Answer & explanation

Correct: Serotonin

Serotonin is a key neurotransmitter involved in regulating mood, sleep, memory, and cognitive function. Deficiencies or dysregulation of serotonin are strongly linked to sleep dysregulation, impaired memory, and poor concentration, which are the manifestations described in this stem. Serotonin influences the sleep-wake cycle by promoting restful sleep, and adequate serotonergic activity supports cognitive functions including learning, attention, and recall. When serotonin levels are insufficient, all three of these functions become disrupted simultaneously, making it the most appropriate answer. Norepinephrine primarily regulates alertness, the fight-or-flight response, blood pressure, and attention. While norepinephrine deficiency can affect concentration, it is not classically associated with the combination of sleep dysregulation and memory impairment described here.

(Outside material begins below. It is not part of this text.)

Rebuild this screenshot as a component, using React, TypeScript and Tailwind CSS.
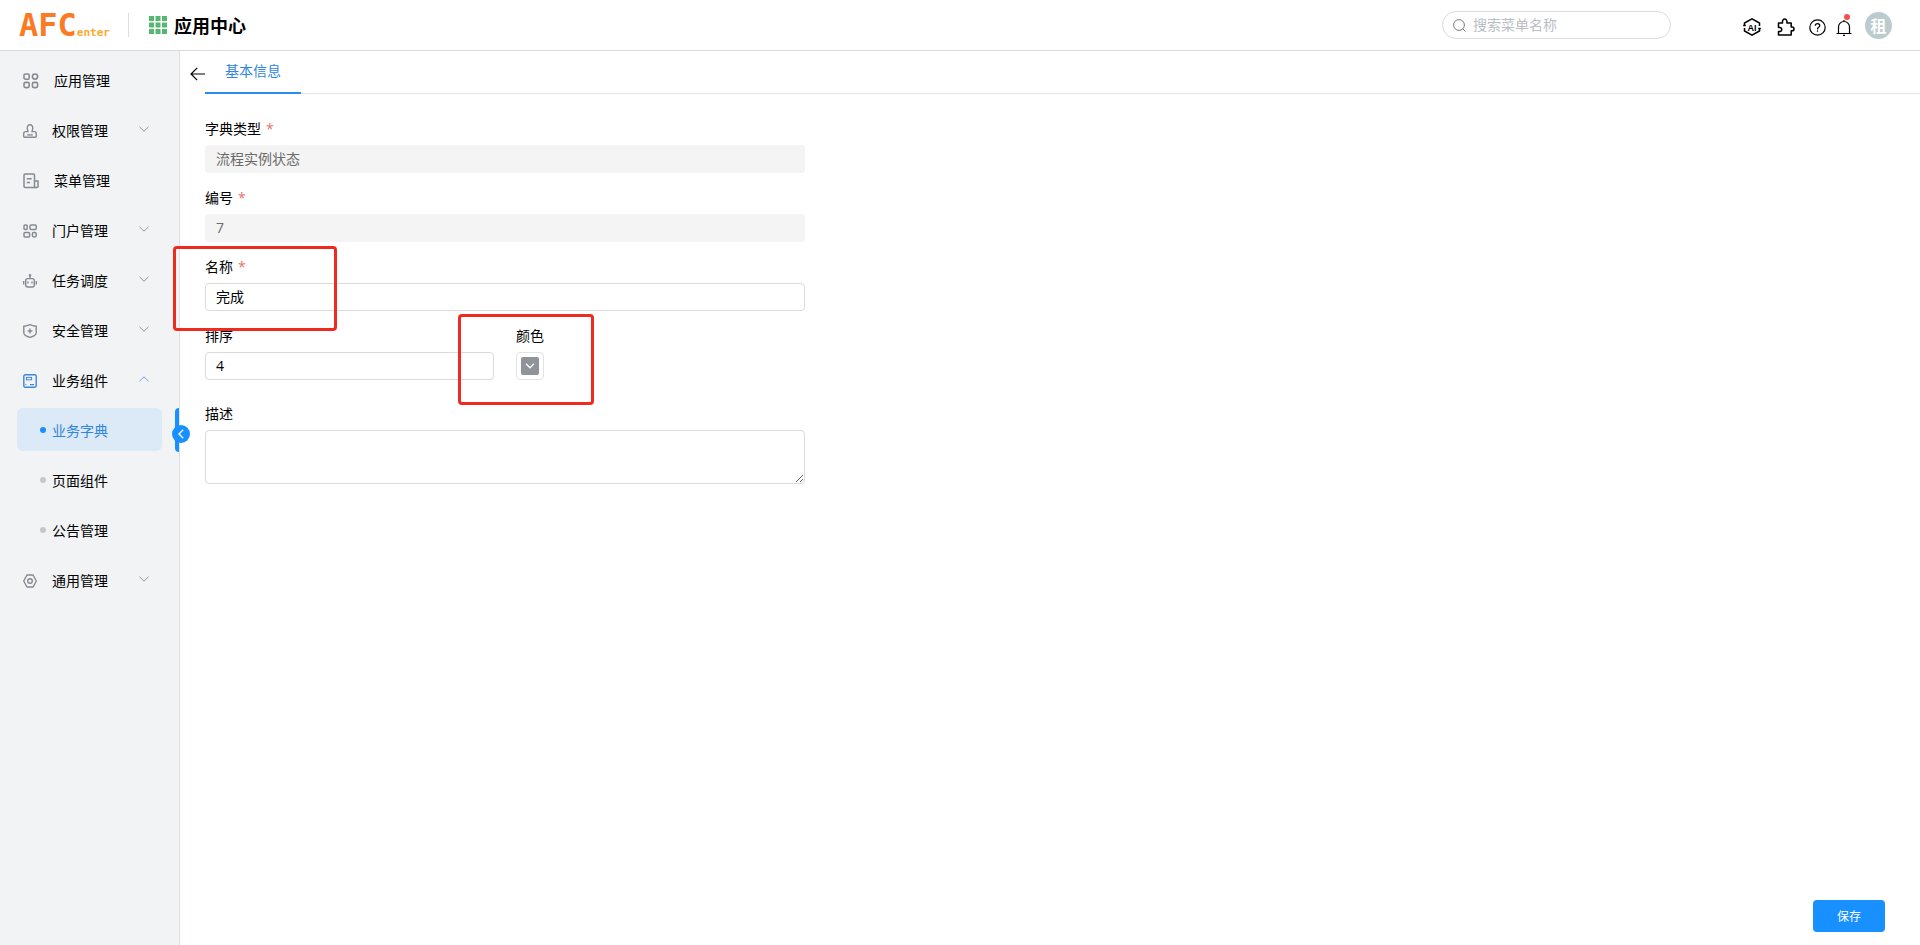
import type { ReactNode } from "react";

const outline = {
  fill: "none",
  stroke: "currentColor",
  strokeWidth: 1.3,
  "aria-hidden": true,
} as const;

function AppsIcon() {
  return (
    <svg width="16" height="16" viewBox="0 0 16 16" {...outline} strokeWidth={1.6}>
      <rect x="1" y="1" width="5.2" height="5.2" rx="1.4" />
      <rect x="9.4" y="1" width="5.2" height="5.2" rx="2.6" />
      <rect x="1" y="9.4" width="5.2" height="5.2" rx="1.6" />
      <rect x="9.4" y="9.4" width="5.2" height="5.2" rx="1.6" />
    </svg>
  );
}

function StampIcon() {
  return (
    <svg width="14" height="14" viewBox="0 0 14 14" {...outline} strokeWidth={1.4}>
      <path d="M5 7.6 4.3 4.8C3.900 2.400 5.200.8 7 .8s3.100 1.600 2.700 4L9 7.600h2.400c1.200 0 1.900.8 1.900 1.900v2.700c0 .7-.4 1.100-1.100 1.100H1.800c-.7 0-1.100-.4-1.100-1.100V9.500c0-1.100.7-1.900 1.900-1.900z" />
      <path d="M4.200 10.900h5.600" />
    </svg>
  );
}

function ListIcon() {
  return (
    <svg width="16" height="16" viewBox="0 0 16 16" {...outline} strokeWidth={1.5}>
      <path d="M11.500 14.500H2.200c-.8 0-1.200-.4-1.200-1.200V2.200C1 1.400 1.400 1 2.200 1h8.100c.8 0 1.200.4 1.200 1.200z" />
      <path d="M11.500 8H15v5.300c0 .8-.4 1.200-1.200 1.200h-2.300M3.700 5.800h5M3.700 9.600h3.400" />
    </svg>
  );
}

function PortalIcon() {
  return (
    <svg width="14" height="14" viewBox="0 0 14 14" {...outline} strokeWidth={1.5}>
      <rect x="1" y="1" width="3.200" height="4.400" rx="1" />
      <rect x="7" y="1" width="6.200" height="4.400" rx="1" />
      <rect x="1" y="8.600" width="5.600" height="4.400" rx="1" />
      <rect x="9.400" y="8.600" width="3.800" height="4.400" rx="1.400" />
    </svg>
  );
}

function RobotIcon() {
  return (
    <svg width="14" height="14" viewBox="0 0 14 14" {...outline} strokeWidth={1.4}>
      <rect x="2.700" y="4.600" width="8.600" height="8.400" rx="2" />
      <path d="M7 4.600V2M.7 7v3.600M13.300 7v3.600M5 7.600v1.800M9 7.600v1.800" />
      <circle cx="7" cy="1.300" r="1.200" fill="currentColor" stroke="none" />
    </svg>
  );
}

function ShieldIcon() {
  return (
    <svg width="14" height="14" viewBox="0 0 14 14" {...outline} strokeWidth={1.4}>
      <path d="M7 .7c1.900 1 3.900 1.400 6.200 1.500v6.600c0 2.200-2.500 3.600-6.200 4.600C3.300 12.400.8 11 .8 8.800V2.200C3.100 2.100 5.100 1.700 7 .7z" />
      <path d="M7 4.600v4.800M4.600 7h4.800" />
    </svg>
  );
}

function ComponentIcon() {
  return (
    <svg width="14" height="14" viewBox="0 0 14 14" {...outline} strokeWidth={1.400}>
      <rect x=".8" y=".8" width="12.400" height="12.400" rx="1.400" />
      <rect x="3.400" y="3.400" width="5.200" height="2.400" strokeWidth="1" />
      <path d="M7 10.600h4M2.400 10.600h1" />
    </svg>
  );
}

function NutIcon() {
  return (
    <svg width="14" height="14" viewBox="0 0 14 14" {...outline} strokeWidth={1.4}>
      <path d="M3.900 1h6.200l3.200 6-3.200 6H3.900L.7 7z" strokeLinejoin="round" />
      <circle cx="7" cy="7" r="2.300" />
    </svg>
  );
}

function Chevron({ up = false }: { up?: boolean }) {
  return (
    <svg
      width="10"
      height="6"
      viewBox="0 0 10 6"
      {...outline}
      strokeWidth={1}
      className={up ? "text-[#6fa3e8]" : "text-[#8f949b]"}
    >
      <path d={up ? "M.5 5.200 5 .8l4.500 4.400" : "M.5.8 5 5.200 9.500.8"} />
    </svg>
  );
}

type Item = {
  label: string;
  icon: ReactNode;
  state?: "open" | "closed";
  children?: string[];
};

const menu: Item[] = [
  { label: "应用管理", icon: <AppsIcon /> },
  { label: "权限管理", icon: <StampIcon />, state: "closed" },
  { label: "菜单管理", icon: <ListIcon /> },
  { label: "门户管理", icon: <PortalIcon />, state: "closed" },
  { label: "任务调度", icon: <RobotIcon />, state: "closed" },
  { label: "安全管理", icon: <ShieldIcon />, state: "closed" },
  {
    label: "业务组件",
    icon: <ComponentIcon />,
    state: "open",
    children: ["业务字典", "页面组件", "公告管理"],
  },
  { label: "通用管理", icon: <NutIcon />, state: "closed" },
];

const activeChild = "业务字典";

function Header() {
  return (
    <header className="flex h-[51px] shrink-0 items-center border-b border-[#d9dadc] bg-white pr-7 pl-[19px]">
      <a href="#home" className="flex items-baseline font-['DejaVu_Sans_Mono',monospace] leading-none font-bold">
        <span className="text-[32px] leading-8 text-[#fb7a24]">AFC</span>
        <span className="text-[11px] text-[#f9ab2e]">enter</span>
      </a>
      <span className="ml-[18px] h-6 w-px bg-[#dcdde1]" />
      <svg width="18" height="18" viewBox="0 0 18 18" fill="#55b871" className="ml-5" aria-hidden>
        {[0, 6.500, 13].map((y) =>
          [0, 6.500, 13].map((x) => <rect key={`${x}-${y}`} x={x} y={y} width="5" height="5" />),
        )}
      </svg>
      <h1 className="ml-[7px] pt-px text-lg font-bold text-black">应用中心</h1>

      <label className="ml-auto flex h-7 w-[229px] items-center gap-[7px] rounded-full border border-[#d9dadd] px-2.5">
        <svg width="13" height="13" viewBox="0 0 13 13" {...outline} strokeWidth={1} className="shrink-0 text-[#777c84]">
          <circle cx="6" cy="6" r="5.400" />
          <path d="m9.800 9.800 2.700 2.700" />
        </svg>
        <input
          type="search"
          aria-label="搜索菜单名称"
          placeholder="搜索菜单名称"
          className="w-full min-w-0 text-sm outline-none placeholder:text-[#b9bdc5]"
        />
      </label>

      <nav className="ml-[72px] flex items-center pt-1 text-black">
        <button type="button" aria-label="AI">
          <svg width="18" height="18" viewBox="0 0 18 18" {...outline} strokeWidth={1.500}>
            <path d="M1.500 7.500V5L9 .9 16.500 5v3M16.500 10.500V13L9 17.100 1.500 13v-3" />
            <path d="M.2 7.500h2.600M15.200 10.500h2.600" />
            <text
              x="9"
              y="12.500"
              textAnchor="middle"
              fontSize="9"
              fontWeight="700"
              fontFamily="Liberation Sans, sans-serif"
              fill="currentColor"
              stroke="none"
            >
              AI
            </text>
          </svg>
        </button>
        <button type="button" aria-label="插件" className="ml-4">
          <svg width="18" height="18" viewBox="0 0 18 18" {...outline} strokeWidth={1.500}>
            <path
              strokeLinejoin="round"
              d="M1.500 5h4V3.300a2.200 2.200 0 1 1 4.400 0V5h4.300v4h.9a1.900 1.900 0 1 1 0 3.800h-.9V17H1.500v-3.400h1.200a2 2 0 1 0 0-4H1.500z"
            />
          </svg>
        </button>
        <button type="button" aria-label="帮助" className="ml-3.5">
          <svg width="17" height="17" viewBox="0 0 17 17" {...outline} strokeWidth={1.200}>
            <circle cx="8.500" cy="8.500" r="7.700" />
            <path d="M6.200 6.800c0-1.300 1-2.200 2.300-2.200s2.300.9 2.300 2.100c0 1.600-2.300 1.700-2.300 3.300v.4M8.500 11.600v1.200" />
          </svg>
        </button>
        <button type="button" aria-label="通知" className="relative ml-2.5 pt-px">
          <svg width="16" height="17" viewBox="0 0 16 17" {...outline} strokeWidth={1.200}>
            <path d="M.5 14.500h15M2.500 14.500V8a5.500 5.500 0 0 1 11 0v6.500M8 1v1.500M7 16.400h2" />
          </svg>
          <span className="absolute -top-1 right-0.5 size-1.5 rounded-full bg-[#f5504e]" />
        </button>
      </nav>
      <button
        type="button"
        className="ml-[13px] flex size-[27px] items-center justify-center rounded-full bg-[#bccbcd] pt-px text-base font-bold text-white"
      >
        租
      </button>
    </header>
  );
}

function Sidebar() {
  return (
    <aside className="relative w-[180px] shrink-0 border-r border-[#dfe0e3] bg-[#f1f3f5] px-[17px] pt-[7px]">
      <ul className="flex flex-col gap-[7px] text-sm text-black">
        {menu.map((item) => (
          <li key={item.label} className="flex flex-col gap-[7px]">
            <a href="#menu" className="flex h-[43px] items-center pt-[3px] pr-[13px] pl-1.5">
              <span className={item.state === "open" ? "text-[#3f86dd]" : "text-[#868b91]"}>{item.icon}</span>
              <span className="ml-[15px]">{item.label}</span>
              {item.state && (
                <span className="mb-1 ml-auto">
                  <Chevron up={item.state === "open"} />
                </span>
              )}
            </a>
            {item.children && (
              <ul className="flex flex-col gap-[7px]">
                {item.children.map((child) => {
                  const active = child === activeChild;
                  return (
                    <li key={child}>
                      <a
                        href="#menu"
                        className={
                          active
                            ? "flex h-[43px] items-center gap-1.5 rounded-md bg-[#dce9f6] pt-[3px] pl-[23px] text-[#2f86e0]"
                            : "flex h-[43px] items-center gap-1.5 pt-[3px] pl-[23px]"
                        }
                      >
                        <span
                          className={
                            active
                              ? "mb-0.5 size-1.5 rounded-full bg-[#1890ff]"
                              : "mb-0.5 size-1.5 rounded-full bg-[#c6c7c9]"
                          }
                        />
                        {child}
                      </a>
                    </li>
                  );
                })}
              </ul>
            )}
          </li>
        ))}
      </ul>
      <span className="absolute top-[357px] right-0 h-11 w-1 rounded-l bg-[#1890ff]" />
      <button
        type="button"
        aria-label="收起菜单"
        className="absolute top-[374px] -right-[11px] z-10 flex size-[18px] items-center justify-center rounded-full bg-[#1890ff] text-white"
      >
        <svg width="6" height="10" viewBox="0 0 6 10" {...outline}>
          <path d="M5.200.8 1 5l4.200 4.200" />
        </svg>
      </button>
    </aside>
  );
}

const labelClass = "flex h-8 items-center gap-[5px] text-sm text-black";
const boxClass = "h-7 w-full rounded border border-[#d9dadc] bg-white px-2.5 pb-0.5 text-sm text-black outline-none";
const readOnlyClass = "h-7 w-full rounded bg-[#f4f4f4] px-[11px] pb-0.5 text-sm text-[#6b6b6b] outline-none";

function Required() {
  return <span className="text-[#e8706c]">*</span>;
}

function DictionaryForm() {
  return (
    <form className="flex w-[600px] max-w-full flex-col gap-[9px]">
      <div>
        <label htmlFor="type" className={labelClass}>
          字典类型 <Required />
        </label>
        <input id="type" readOnly value="流程实例状态" className={readOnlyClass} />
      </div>
      <div>
        <label htmlFor="code" className={labelClass}>
          编号 <Required />
        </label>
        <input id="code" readOnly value="7" className={readOnlyClass} />
      </div>
      <div className="relative">
        <label htmlFor="name" className={labelClass}>
          名称 <Required />
        </label>
        <input id="name" defaultValue="完成" className={boxClass} />
        <span className="pointer-events-none absolute -top-[5px] -left-8 z-10 h-[85px] w-[164px] rounded-sm border-[3px] border-[#ee2b20]" />
      </div>
      <div className="flex gap-[22px]">
        <div className="w-[289px]">
          <label htmlFor="order" className={labelClass}>
            排序
          </label>
          <input id="order" defaultValue="4" className={boxClass} />
        </div>
        <div className="relative">
          <label htmlFor="color" className={labelClass}>
            颜色
          </label>
          <button
            id="color"
            type="button"
            className="flex size-7 items-center justify-center rounded border border-[#e2e3e5] bg-white"
          >
            <span className="flex size-[18px] items-center justify-center rounded-xs bg-[#909399] text-white">
              <svg width="10" height="6" viewBox="0 0 10 6" {...outline}>
                <path d="M1 .8 5 4.800 9 .8" />
              </svg>
            </span>
          </button>
          <span className="pointer-events-none absolute -top-1.5 -left-[58px] z-10 h-[91px] w-[136px] rounded-sm border-[3px] border-[#ee2b20]" />
        </div>
      </div>
      <div className="pt-[9px]">
        <label htmlFor="description" className={labelClass}>
          描述
        </label>
        <textarea
          id="description"
          className="block h-[54px] w-full resize-y rounded border border-[#d9dadc] px-2.5 py-1 text-sm outline-none"
        />
      </div>
    </form>
  );
}

export default function App() {
  return (
    <div className="flex min-h-screen flex-col bg-white font-['Open_Sans','Noto_Sans_CJK_SC',sans-serif]">
      <Header />
      <div className="flex flex-1">
        <Sidebar />
        <main className="flex min-w-0 flex-1 flex-col">
          <div className="flex h-[43px]">
            <button type="button" aria-label="返回" className="flex w-[25px] items-center justify-end pt-0.5 text-black">
              <svg width="15" height="14" viewBox="0 0 15 14" {...outline} strokeWidth={1.200}>
                <path d="M15 7H1M7.200.8 1 7l6.200 6.200" />
              </svg>
            </button>
            <div role="tablist" className="flex flex-1 border-b border-[#e1e3e6]">
              <button
                type="button"
                role="tab"
                aria-selected="true"
                className="-mb-px border-b-2 border-[#2d8cf0] px-5 pb-0.5 text-sm text-[#2f86e0]"
              >
                基本信息
              </button>
            </div>
          </div>
          <div className="px-[25px] pt-[19px]">
            <DictionaryForm />
          </div>
          <div className="mt-auto flex justify-end pr-[35px] pb-[13px]">
            <button type="button" className="h-8 w-[72px] rounded bg-[#1890ff] pt-0.5 text-xs text-white">
              保存
            </button>
          </div>
        </main>
      </div>
    </div>
  );
}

Dopamine is primarily involved in reward, motivation, motor control, and pleasure-seeking behavior; its dysregulation is more closely linked to psychosis, Parkinson's disease, and addiction rather than sleep and memory specifically. Histamine has a role in wakefulness and alertness — histamine blockade actually causes sedation — but histamine deficiency does not classically produce the triad of sleep dysregulation, poor memory, and poor concentration. The combination of all three symptoms points most specifically to serotonin dysregulation.